January 20, 1987|NANCY RIVERA BROOKS

Kaiser Aluminum & Chemical, failing to achieve the profitability it predicted early last year, said Monday that it reduced its loss in 1986 to $32.7 million. In 1985, the Oakland-based company lost $186.5 million.

Losses from continuing operations dropped to $54.4 million in 1986 from $202.7 million in 1985.

Sales rose to $2.2 billion from $2 billion the year before.

In April, after defeating a group of dissident shareholders for control of the company, Chairman Cornell C. Maier said the company in 1986 would be profitable for the first time since 1981. But only three months later, Maier warned shareholders that the company might not return to the black after all because of falling aluminum prices and shipments of fabricated aluminum products.

Kaiser's 1986 results were affected by several non-operating items. They included a pretax loss of $59.4 million from the writedown of oil and gas reserves, a pretax gain of $54.5 million from the sale of Kaiser Development and a pretax gain of $32.5 million from the cancellation of a long-term natural gas supply contract.

In all, the non-operating items improved Kaiser's 1986 results by $19.7 million after taxes.

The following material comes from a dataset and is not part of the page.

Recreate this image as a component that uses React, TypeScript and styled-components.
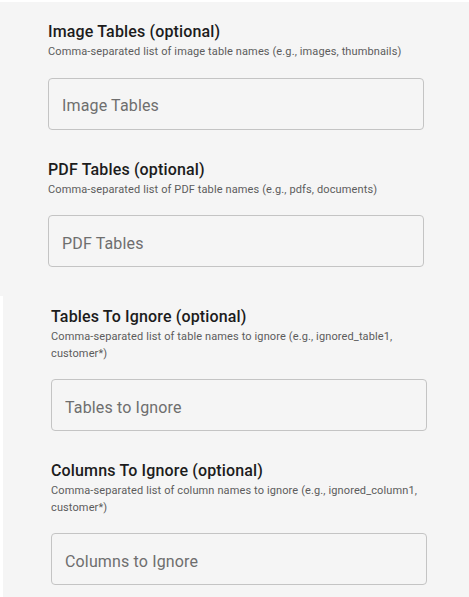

In 1985, the deficit from asset writedowns and the sale of the company's trading business totaled $124.2 million after taxes.

In the fourth quarter, Kaiser had a net loss of $18.3 million, down from a loss of $107.8 million in the same period of 1985. Fourth-quarter sales rose to $544.6 million from $512.5 million in the year-ago period.

Kaiser Aluminum has proposed a complex reorganization plan in which British investor Alan Clore would give it a capital infusion of $140 million in exchange for the job of chairman of a new holding company that would own Kaiser Aluminum.

Shareholders are expected to vote on the plan in a few months, a Kaiser spokesman said.